TASK DETAILS: From the listing that follows, reproduce only the lines from the one holding "Convert this screenshot to React, TypeScript" through the one holding "import React from", both included, with no pictures.

ENTRIES PROVIDED:

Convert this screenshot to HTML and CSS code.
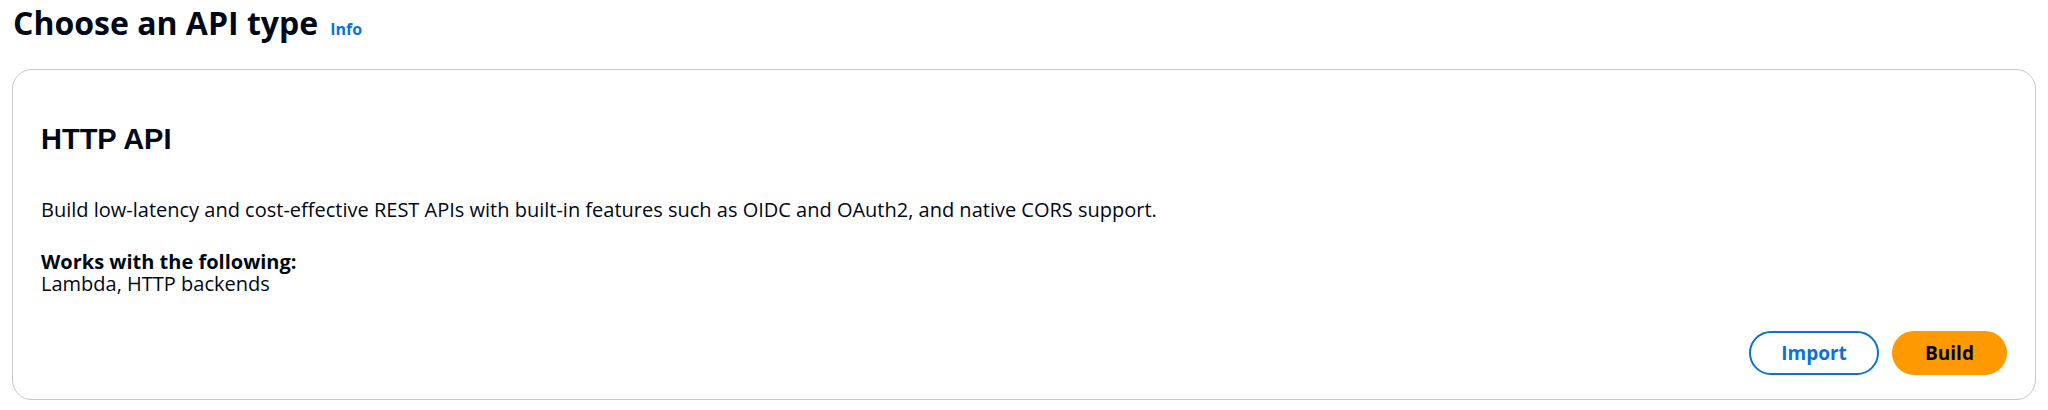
---
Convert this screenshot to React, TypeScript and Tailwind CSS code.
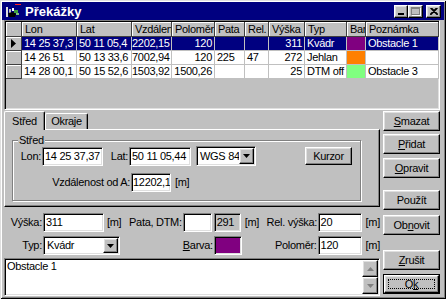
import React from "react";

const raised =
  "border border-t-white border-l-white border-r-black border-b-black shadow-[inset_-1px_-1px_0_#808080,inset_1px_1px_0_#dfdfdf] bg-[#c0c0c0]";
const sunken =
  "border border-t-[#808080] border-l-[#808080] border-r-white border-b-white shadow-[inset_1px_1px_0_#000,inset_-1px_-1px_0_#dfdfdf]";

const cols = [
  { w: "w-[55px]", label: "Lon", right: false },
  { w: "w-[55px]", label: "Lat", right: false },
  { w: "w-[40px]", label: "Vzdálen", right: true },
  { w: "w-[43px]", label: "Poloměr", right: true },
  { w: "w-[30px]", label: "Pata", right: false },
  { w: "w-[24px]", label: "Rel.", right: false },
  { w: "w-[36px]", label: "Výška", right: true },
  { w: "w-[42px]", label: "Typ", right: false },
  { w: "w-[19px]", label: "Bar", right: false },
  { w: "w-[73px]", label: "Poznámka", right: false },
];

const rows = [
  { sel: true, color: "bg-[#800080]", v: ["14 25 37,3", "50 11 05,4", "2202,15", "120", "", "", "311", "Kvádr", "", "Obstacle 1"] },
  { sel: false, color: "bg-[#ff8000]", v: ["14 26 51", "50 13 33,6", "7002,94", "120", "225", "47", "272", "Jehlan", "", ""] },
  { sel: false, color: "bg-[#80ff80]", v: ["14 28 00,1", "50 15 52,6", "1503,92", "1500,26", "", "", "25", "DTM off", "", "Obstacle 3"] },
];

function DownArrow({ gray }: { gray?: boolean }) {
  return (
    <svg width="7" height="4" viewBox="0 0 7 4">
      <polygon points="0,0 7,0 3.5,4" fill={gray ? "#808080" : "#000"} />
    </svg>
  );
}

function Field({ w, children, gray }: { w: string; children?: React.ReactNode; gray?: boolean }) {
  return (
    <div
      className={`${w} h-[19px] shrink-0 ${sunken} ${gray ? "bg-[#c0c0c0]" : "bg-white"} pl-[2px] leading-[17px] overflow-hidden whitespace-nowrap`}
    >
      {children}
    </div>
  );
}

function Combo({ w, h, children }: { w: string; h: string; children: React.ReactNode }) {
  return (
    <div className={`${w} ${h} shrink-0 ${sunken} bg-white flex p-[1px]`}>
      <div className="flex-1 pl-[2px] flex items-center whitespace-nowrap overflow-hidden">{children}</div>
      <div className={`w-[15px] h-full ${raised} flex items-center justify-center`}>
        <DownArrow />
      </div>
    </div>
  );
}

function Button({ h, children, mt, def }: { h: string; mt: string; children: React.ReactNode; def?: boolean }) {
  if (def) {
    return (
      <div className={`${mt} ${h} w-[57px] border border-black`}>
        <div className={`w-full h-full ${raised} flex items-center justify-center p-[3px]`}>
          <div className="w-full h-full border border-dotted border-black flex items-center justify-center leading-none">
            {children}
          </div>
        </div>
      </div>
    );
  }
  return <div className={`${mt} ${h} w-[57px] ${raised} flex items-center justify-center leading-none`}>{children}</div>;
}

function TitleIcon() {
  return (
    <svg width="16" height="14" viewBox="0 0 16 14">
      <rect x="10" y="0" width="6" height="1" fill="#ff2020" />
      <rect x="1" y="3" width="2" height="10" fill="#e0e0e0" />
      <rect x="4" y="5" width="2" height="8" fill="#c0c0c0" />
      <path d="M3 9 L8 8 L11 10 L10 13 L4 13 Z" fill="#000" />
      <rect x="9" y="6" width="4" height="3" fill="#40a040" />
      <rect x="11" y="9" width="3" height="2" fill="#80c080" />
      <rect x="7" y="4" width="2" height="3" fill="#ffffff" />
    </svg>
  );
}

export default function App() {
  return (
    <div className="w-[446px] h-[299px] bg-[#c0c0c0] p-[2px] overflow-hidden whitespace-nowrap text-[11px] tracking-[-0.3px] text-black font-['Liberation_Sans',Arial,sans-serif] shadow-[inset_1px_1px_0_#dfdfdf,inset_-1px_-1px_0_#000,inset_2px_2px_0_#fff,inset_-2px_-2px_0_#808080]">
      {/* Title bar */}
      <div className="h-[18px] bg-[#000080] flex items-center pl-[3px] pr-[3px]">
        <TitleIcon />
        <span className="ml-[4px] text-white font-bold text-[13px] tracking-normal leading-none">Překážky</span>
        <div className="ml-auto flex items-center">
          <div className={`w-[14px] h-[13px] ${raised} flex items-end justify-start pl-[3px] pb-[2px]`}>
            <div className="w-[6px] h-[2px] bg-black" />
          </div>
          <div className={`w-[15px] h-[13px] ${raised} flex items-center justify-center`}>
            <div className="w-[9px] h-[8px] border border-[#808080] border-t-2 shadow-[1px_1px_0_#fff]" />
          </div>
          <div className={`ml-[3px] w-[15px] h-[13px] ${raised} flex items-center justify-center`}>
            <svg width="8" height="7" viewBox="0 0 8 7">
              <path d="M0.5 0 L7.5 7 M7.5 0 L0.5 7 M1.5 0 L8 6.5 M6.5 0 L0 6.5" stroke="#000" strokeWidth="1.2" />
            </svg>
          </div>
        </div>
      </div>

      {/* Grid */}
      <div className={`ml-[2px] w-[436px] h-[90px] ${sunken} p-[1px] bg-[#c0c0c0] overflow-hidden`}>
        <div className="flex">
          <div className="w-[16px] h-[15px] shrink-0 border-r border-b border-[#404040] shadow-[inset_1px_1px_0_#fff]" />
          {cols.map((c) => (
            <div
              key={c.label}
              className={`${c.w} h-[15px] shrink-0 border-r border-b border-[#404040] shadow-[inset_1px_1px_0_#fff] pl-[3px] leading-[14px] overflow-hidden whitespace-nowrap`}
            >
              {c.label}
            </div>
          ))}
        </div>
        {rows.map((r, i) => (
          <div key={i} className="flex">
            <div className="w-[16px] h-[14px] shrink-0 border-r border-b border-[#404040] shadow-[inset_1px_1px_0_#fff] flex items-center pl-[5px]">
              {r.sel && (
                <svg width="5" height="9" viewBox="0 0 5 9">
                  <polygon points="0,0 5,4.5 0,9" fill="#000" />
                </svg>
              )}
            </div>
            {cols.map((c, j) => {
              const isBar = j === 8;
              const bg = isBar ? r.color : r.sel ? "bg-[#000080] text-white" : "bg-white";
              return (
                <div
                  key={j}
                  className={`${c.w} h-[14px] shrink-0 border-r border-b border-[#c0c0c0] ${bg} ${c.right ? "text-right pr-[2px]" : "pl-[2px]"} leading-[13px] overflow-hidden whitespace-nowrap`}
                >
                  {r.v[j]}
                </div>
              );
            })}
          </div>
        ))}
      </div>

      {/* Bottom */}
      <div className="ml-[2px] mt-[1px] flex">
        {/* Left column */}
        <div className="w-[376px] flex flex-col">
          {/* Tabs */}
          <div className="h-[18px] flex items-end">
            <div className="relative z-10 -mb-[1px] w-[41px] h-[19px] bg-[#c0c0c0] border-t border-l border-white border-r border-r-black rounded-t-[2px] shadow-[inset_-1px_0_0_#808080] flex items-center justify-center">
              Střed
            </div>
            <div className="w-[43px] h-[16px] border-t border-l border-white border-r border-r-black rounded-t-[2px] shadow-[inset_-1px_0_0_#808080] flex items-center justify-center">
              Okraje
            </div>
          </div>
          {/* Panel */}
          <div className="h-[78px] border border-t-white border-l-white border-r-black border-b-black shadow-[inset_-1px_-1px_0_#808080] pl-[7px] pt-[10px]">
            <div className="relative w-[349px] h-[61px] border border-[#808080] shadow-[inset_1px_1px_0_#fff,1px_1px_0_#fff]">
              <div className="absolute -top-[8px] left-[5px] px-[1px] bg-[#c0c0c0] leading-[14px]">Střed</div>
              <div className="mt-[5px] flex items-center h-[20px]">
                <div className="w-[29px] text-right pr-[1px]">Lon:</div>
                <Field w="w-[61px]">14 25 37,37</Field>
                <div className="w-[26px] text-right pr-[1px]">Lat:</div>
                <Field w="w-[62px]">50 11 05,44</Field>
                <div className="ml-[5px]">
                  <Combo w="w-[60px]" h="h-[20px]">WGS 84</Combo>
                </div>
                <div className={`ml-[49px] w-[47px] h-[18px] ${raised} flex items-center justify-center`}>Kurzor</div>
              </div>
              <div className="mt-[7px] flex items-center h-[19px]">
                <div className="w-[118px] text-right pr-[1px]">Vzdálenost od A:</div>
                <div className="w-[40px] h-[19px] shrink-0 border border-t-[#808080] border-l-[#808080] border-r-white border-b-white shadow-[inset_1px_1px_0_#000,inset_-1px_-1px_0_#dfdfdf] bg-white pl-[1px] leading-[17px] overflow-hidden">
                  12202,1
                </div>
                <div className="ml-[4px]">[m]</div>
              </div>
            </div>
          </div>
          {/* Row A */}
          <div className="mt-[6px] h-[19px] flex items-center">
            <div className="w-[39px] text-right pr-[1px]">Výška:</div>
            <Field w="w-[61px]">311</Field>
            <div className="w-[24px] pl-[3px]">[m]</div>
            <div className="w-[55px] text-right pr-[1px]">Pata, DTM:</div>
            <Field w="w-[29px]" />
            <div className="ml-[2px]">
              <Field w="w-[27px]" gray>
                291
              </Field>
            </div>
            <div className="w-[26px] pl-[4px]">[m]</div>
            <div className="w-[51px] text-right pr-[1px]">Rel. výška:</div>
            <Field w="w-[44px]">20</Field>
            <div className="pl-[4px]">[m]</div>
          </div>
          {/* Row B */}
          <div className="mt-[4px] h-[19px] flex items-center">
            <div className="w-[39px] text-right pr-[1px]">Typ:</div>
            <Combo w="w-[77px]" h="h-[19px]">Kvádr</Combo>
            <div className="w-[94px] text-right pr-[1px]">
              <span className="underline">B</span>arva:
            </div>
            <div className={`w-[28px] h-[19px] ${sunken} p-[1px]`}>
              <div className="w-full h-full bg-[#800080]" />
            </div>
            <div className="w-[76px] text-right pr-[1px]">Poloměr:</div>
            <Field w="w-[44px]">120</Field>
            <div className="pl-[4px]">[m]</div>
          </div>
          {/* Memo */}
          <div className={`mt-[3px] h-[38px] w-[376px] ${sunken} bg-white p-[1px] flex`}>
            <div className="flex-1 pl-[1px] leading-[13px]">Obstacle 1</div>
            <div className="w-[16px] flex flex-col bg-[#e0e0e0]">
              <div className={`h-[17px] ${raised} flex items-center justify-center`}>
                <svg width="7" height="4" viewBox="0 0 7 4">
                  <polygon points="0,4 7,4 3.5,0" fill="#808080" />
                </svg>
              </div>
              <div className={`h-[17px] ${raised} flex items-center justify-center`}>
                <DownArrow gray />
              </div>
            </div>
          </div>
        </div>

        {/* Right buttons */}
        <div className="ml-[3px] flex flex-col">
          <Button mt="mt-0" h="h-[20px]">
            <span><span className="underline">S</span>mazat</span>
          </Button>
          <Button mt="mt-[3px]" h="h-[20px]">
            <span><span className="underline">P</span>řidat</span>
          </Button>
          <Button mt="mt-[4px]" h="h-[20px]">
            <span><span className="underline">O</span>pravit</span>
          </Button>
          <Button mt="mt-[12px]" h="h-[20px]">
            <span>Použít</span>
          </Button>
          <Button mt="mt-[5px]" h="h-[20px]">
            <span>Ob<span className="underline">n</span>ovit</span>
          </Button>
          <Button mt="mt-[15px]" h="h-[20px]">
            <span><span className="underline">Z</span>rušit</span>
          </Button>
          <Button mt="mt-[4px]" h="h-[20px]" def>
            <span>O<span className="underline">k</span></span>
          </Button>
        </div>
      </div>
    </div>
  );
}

EXERCISE SOLUTION:
Convert this screenshot to React, TypeScript and Tailwind CSS code.
import React from "react";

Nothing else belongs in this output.